Look through the data for the string "that". Copy every line where it is found.

**DATASET ROWS:**

+--

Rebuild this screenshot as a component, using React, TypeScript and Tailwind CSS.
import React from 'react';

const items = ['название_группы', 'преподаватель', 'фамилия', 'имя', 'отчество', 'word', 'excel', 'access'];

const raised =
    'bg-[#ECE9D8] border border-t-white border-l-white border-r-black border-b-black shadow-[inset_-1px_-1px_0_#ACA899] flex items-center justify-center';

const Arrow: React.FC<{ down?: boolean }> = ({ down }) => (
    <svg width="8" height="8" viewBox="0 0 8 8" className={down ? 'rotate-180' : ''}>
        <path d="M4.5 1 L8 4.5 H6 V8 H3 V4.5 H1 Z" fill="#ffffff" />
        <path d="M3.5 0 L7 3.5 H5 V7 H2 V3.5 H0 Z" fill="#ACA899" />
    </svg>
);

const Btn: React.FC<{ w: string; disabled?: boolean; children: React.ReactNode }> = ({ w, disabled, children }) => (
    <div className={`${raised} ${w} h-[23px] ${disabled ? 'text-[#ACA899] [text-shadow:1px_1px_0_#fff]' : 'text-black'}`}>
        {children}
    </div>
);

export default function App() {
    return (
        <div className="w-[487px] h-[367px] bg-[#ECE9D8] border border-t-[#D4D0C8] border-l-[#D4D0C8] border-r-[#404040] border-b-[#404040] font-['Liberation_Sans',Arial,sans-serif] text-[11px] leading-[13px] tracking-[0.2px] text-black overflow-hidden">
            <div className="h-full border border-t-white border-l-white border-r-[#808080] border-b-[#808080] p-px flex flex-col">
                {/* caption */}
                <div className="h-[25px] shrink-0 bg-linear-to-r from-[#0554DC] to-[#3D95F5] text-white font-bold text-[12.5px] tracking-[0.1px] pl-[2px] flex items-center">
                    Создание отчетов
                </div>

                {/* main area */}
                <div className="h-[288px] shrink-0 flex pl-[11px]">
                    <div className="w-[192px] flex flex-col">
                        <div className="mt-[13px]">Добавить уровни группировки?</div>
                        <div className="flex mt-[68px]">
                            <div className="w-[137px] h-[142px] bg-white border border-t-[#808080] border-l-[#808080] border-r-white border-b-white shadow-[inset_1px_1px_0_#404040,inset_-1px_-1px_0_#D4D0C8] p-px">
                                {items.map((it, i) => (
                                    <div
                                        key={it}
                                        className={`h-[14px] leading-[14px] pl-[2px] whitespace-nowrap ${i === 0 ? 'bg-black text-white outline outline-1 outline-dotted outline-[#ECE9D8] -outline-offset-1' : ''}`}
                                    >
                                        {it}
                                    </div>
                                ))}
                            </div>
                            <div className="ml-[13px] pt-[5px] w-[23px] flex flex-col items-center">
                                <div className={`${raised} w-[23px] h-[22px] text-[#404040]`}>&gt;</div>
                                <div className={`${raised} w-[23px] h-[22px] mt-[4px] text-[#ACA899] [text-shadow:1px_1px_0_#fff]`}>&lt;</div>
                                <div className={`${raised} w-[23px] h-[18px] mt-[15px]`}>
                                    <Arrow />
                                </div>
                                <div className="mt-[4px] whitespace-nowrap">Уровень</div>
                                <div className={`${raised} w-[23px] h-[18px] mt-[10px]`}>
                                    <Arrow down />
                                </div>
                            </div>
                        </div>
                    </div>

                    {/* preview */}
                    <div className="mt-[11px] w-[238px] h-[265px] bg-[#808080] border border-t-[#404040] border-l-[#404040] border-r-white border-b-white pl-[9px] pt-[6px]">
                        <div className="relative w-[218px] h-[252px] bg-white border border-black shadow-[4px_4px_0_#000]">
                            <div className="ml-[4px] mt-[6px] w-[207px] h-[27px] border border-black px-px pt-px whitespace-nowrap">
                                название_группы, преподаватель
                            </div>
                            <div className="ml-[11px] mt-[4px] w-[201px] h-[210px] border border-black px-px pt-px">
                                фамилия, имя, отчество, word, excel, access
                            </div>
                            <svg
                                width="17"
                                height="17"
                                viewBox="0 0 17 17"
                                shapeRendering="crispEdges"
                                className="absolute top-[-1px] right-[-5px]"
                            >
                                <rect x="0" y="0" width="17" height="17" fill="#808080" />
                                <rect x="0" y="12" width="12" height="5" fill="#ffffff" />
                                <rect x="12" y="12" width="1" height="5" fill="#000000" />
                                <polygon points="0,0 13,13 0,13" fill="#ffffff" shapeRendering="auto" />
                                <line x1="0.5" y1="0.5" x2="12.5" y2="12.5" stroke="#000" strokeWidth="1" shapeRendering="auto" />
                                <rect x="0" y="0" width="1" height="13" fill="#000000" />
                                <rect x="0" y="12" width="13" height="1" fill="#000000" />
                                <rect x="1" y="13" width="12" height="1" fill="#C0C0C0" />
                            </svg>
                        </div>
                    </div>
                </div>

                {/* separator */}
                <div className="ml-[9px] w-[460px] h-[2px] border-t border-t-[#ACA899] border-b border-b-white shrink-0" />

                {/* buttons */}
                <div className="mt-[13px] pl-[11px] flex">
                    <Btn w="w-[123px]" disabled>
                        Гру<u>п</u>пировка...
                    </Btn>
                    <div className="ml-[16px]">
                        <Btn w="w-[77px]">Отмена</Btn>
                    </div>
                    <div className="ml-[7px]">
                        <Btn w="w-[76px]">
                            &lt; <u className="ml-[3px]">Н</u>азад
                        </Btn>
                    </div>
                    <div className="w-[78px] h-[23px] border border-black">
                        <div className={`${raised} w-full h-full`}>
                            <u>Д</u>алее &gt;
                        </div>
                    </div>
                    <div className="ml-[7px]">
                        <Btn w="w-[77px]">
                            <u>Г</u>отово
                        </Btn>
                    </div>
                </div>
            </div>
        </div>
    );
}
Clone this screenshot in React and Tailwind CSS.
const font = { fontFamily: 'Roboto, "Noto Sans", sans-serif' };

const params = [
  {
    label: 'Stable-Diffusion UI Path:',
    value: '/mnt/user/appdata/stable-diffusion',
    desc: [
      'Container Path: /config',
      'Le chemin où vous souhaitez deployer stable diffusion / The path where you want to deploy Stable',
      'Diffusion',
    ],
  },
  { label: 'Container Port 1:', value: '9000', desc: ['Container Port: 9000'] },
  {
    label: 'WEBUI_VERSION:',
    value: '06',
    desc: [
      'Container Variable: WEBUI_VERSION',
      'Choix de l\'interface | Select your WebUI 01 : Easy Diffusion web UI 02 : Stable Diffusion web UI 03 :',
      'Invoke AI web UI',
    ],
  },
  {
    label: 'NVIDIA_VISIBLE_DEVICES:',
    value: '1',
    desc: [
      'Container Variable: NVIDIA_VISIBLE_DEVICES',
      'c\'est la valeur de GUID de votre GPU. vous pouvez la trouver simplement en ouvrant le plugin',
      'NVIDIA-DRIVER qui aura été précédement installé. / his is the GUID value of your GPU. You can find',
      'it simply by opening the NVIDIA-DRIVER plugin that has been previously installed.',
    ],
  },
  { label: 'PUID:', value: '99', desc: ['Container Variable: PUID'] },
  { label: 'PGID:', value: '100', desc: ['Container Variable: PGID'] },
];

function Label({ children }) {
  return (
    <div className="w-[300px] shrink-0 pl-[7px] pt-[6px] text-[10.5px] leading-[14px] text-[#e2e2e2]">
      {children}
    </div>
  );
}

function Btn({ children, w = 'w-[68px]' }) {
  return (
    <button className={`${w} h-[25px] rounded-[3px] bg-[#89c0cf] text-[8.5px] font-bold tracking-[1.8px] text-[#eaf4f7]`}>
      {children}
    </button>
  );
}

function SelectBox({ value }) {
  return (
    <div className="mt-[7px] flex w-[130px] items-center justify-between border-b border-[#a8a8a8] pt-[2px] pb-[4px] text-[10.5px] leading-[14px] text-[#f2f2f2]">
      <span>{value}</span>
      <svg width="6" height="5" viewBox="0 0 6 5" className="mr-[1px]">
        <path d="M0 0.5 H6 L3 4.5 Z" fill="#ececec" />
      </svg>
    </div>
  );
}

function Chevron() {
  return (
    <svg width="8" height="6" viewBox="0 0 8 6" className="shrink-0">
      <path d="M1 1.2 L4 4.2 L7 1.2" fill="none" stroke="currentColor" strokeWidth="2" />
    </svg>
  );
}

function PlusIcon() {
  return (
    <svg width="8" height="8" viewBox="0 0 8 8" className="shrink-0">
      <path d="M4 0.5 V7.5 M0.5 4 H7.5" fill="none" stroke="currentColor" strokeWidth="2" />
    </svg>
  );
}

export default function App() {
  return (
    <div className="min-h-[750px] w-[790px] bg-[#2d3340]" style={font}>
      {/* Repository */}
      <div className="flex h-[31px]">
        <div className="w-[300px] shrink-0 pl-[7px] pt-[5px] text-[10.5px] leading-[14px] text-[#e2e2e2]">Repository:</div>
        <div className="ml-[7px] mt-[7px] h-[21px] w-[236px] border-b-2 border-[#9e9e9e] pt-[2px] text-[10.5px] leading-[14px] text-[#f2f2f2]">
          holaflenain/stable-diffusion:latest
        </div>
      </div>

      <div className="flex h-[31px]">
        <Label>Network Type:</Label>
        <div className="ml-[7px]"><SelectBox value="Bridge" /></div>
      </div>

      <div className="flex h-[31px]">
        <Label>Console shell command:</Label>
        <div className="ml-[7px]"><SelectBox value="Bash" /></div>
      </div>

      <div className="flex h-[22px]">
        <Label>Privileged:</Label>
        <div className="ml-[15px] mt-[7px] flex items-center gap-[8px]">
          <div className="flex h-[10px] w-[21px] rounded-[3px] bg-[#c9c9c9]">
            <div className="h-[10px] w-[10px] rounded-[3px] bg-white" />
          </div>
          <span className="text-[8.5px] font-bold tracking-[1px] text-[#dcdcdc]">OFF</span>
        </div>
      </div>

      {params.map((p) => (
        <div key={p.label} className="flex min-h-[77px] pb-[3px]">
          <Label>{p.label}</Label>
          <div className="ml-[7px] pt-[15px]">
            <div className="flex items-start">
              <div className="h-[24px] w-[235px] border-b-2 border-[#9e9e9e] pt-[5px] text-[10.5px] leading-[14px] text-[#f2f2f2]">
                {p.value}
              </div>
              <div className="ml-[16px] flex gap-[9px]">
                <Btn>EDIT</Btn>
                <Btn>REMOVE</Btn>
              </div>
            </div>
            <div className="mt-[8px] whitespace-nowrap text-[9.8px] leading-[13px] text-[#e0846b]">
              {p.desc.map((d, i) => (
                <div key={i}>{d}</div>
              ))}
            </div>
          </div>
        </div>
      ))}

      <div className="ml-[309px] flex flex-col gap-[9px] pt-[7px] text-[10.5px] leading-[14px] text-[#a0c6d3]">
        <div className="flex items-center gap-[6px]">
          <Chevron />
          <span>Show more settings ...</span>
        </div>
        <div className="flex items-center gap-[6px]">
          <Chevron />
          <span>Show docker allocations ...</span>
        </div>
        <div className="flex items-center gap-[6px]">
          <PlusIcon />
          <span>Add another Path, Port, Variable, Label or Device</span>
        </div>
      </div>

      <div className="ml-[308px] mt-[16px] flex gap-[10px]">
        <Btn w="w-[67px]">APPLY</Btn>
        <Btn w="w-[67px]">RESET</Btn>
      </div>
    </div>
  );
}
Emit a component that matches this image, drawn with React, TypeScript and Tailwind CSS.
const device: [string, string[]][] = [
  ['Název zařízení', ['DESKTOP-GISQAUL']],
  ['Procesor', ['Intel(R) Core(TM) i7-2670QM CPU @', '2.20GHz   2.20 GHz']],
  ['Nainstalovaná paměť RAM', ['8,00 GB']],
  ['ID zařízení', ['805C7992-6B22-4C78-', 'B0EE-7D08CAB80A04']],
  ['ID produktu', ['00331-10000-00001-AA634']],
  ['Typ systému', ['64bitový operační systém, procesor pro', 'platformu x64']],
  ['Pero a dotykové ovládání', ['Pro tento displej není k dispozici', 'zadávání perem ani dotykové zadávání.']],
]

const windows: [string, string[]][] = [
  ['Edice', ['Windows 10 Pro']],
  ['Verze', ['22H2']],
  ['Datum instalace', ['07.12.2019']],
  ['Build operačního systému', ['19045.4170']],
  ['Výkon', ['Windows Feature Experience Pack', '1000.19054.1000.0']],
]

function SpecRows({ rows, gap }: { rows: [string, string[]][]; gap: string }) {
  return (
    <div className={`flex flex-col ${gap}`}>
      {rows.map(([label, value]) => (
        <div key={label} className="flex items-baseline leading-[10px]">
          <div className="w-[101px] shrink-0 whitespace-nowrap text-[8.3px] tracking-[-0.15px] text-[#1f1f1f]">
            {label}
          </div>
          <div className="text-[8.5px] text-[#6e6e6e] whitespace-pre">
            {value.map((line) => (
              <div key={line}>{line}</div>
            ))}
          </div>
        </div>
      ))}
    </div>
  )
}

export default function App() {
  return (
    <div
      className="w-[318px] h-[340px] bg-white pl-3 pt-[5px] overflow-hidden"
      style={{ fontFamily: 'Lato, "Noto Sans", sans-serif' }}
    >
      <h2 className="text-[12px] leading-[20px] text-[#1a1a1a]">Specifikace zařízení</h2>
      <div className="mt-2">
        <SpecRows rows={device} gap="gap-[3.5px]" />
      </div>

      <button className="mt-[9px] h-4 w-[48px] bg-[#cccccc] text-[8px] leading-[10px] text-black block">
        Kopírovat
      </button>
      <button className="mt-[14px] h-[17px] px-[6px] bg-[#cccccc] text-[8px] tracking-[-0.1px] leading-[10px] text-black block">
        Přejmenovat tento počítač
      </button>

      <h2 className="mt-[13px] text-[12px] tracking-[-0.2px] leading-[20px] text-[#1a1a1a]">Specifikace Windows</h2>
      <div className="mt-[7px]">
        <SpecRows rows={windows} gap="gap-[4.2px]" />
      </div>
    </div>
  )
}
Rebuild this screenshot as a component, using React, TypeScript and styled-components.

+--

**OUTPUT OF THE EXERCISE:**
      'it simply by opening the NVIDIA-DRIVER plugin that has been previously installed.',
Emit a component that matches this image, drawn with React, TypeScript and Tailwind CSS.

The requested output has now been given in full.